目标检测和语义分割是两种不同类型的工程项目，目标检测实战处理比语义分割困难的多，首先要读取真实框信息，将其保存下来，为了后面编码使用。
建立先验框，根据网络结构，在不同特征层上建立不同的先验框，先验框的总个数为每个回归分类特征层的像素点个数x每个像素点上的先验框个数。以论文中的先验框为例，特征层有3个，大小分别为52x52，26x26，13x13，特征层上每个像素点的先验框个数都是3个。

$$ 52^2 \times 3+26^2 \times 3+13^2 \times 3=10647 $$
故先验框总数为10647个。
根据真实框的信息，和所有先验框计算IOU，将IOU最大的先验框作为正样本。然后进行编码，在置信度上面置1说明该位置有目标，对应目标类别置信度置1，其他目标类别置信度置0，并计算正样本先验框的中心坐标与宽高和真实框的中心坐标与宽高之间的差异。输出(batch_size, num_prior, 4 + 1 + num_class + 1)，num_prior为先验框的个数，每个先验框有4 + 1 + num_class + 1个值，4代表中心坐标和宽高相对真实框的差异，1代表属于有目标的置信度，num_class代表属于某一个类别的置信度，最后一个1代表真实框与先验框的IOU，方便计算损失时得到负样本。

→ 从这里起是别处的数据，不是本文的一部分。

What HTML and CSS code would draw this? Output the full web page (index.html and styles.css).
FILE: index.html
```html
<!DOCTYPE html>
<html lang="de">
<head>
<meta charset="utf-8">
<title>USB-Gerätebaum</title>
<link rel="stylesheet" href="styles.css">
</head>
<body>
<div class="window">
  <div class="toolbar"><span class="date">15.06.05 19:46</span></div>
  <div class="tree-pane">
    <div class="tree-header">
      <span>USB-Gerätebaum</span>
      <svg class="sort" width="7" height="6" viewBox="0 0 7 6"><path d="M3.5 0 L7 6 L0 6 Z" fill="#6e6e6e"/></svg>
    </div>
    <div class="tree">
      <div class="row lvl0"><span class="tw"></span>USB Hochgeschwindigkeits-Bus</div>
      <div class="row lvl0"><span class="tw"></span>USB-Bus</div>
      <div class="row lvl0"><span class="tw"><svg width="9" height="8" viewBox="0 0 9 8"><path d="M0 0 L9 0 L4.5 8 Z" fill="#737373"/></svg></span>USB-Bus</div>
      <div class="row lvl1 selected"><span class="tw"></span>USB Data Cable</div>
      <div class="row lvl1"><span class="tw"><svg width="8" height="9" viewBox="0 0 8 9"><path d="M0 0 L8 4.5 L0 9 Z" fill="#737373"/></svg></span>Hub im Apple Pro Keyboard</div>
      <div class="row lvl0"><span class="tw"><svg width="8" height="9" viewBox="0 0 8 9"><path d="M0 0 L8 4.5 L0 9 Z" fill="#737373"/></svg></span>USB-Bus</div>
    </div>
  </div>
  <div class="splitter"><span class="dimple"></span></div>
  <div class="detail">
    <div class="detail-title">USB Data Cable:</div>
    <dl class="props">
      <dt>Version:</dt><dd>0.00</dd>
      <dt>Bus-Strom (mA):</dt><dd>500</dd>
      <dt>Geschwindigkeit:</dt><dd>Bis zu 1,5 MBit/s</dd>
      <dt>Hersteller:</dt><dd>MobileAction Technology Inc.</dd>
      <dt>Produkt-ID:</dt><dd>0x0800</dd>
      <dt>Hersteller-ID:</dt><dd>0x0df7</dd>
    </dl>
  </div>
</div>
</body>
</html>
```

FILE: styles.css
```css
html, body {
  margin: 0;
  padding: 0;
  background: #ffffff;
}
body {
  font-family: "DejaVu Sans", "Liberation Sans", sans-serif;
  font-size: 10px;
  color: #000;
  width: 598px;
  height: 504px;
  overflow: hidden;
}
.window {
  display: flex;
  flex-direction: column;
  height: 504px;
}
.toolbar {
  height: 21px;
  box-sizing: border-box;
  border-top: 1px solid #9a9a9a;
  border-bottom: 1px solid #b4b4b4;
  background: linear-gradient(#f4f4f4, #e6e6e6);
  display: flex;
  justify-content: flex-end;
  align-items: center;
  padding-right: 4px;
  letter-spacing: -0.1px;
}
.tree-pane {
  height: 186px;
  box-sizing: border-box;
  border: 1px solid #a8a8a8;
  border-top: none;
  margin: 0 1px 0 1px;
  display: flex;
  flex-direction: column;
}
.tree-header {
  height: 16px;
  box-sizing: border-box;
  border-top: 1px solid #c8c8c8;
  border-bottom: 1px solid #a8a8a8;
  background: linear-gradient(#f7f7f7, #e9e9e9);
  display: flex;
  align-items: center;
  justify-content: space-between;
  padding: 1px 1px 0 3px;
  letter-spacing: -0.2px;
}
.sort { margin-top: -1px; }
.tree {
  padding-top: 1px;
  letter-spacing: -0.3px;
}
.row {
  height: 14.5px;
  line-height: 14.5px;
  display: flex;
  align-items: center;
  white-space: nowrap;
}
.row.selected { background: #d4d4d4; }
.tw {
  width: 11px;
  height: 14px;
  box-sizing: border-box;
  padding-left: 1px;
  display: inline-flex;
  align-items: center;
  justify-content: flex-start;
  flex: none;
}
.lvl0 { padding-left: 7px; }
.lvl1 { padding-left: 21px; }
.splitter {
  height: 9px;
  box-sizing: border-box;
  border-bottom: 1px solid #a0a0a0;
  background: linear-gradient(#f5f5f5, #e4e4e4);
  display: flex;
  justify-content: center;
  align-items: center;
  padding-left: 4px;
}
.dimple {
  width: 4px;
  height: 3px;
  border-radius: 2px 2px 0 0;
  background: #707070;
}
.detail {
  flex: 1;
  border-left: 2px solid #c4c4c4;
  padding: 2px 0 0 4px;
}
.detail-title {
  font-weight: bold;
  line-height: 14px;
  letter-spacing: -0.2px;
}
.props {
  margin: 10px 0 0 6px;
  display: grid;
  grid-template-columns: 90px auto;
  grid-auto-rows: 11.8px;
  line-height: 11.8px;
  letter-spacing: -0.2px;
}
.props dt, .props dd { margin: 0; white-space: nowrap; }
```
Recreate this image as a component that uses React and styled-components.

编码的目的是得到真实框对应的神经网络的输出应该是什么样子，然后让两者尽可能的接近。

IOU(Intersection Over Union，交并比)：用于评估语义分割算法性能的指标是平均IOU，交并比也非常好理解，算法的结果与真实物体进行交运算的结果除以进行并运算的结果。通过下图可以直观的看出IOU的计算方法。
IOU
4. 设计损失函数，因为先验框中大部分都是负样本，因此不能直接计算损失函数，选择与真实框最接近的一个先验框作为正样本，然后从剩余样本中选择IOU小于设定值的作为负样本。
5. 搭建神经网络，设置合适参数，进行训练。
6. 预测时，需要根据神经网络的输出进行逆向解码(编码的反过程)，根据置信度，选择背景置信度乘类别置信度大于设定值的先验框作为候选框，然后根据先验框的坐标和4个回归参数确定候选框的左上角和右下角坐标。对每一类候选框进行NMS得到预测框，并且在图像上画出预测框，并且标出置信度即可完成目标检测任务。
NMS(Non-Maximum Suppression，非极大值抑制)：简单地说，不是最大的我不要，在目标检测中，往往图像上存在大量先验框，会导致很多附近的框都会预测出同一个物体，但是我们只保留最大的一个预测结果，这就是非极大值抑制。
步骤：
(1)从最大概率矩形框F开始，分别判断A~E与F的IOU是否大于某个设定的阈值，假设B、D与F的重叠度超过阈值，那么就扔掉B、D；并标记第一个矩形框F，是我们保留下来的。
(2)从剩下的矩形框A、C、E中，选择概率最大的E，然后判断E与A、C的重叠度，重叠度大于一定的阈值，那么就扔掉；并标记E是我们保留下来的第二个矩形框。
(3)重复步骤(2)，直到所有的框都被抛弃或者保留。
NMS

小技巧

神经网络的输出维度为(batch_size, num_prior, 4 + 1 + num_class)，此数据集为3类，因此最后一个维度是8。每个先验框有8个索引，前面4个索引代表先验框的回归参数，用来对先验框进行调整得到预测框，索引为4代表有目标的置信度，索引为5代表圆形，索引为6代表三角形，索引为7代表正方形。
实际的工程应用中，常常还需要对数据集进行大小调整和增强，在这里为了简单起见，没有进行复杂的操作，小伙伴们应用中要记得根据自己的需要，对图像进行resize或者padding，然后旋转，对比度增强，仿射运算等等操作，增加模型的鲁棒性，并且实际中的图像不一定按照顺序命名的，因此应用中也要注意图像读取的文件名。
设置了权重的保存方式，学习率的下降方式和早停方式。
使用yield关键字，产生可迭代对象，不用将所有的数据都保存下来，大大节约内存。
其中将1000个数据，分成800个训练集，100个验证集和100个测试集，小伙伴们可以自行修改。
注意其中的一些维度变换和numpy，tensorflow常用操作，否则在阅读代码时可能会产生一些困难。
YOLO-V3的特征提取网络为Darknet-53，小伙伴们可以参考特征提取网络部分内容，选择其他的网络进行特征提取，比较不同网络参数量，运行速度，最终结果之间的差异。
图像输入可以先将其归一化到0-1之间或者-1-1之间，因为网络的参数一般都比较小，所以归一化后计算方便，收敛较快。
根据实际的图像大小，选择合适的特征层数，先验框的形状，先验框数量，以及各种阈值
anchor尺寸的确定，anchor通过聚类方法确定，anchor的大小对于检测效果有很大的影响，小伙伴们可以尝试不同的anchor，看一看测试的结果。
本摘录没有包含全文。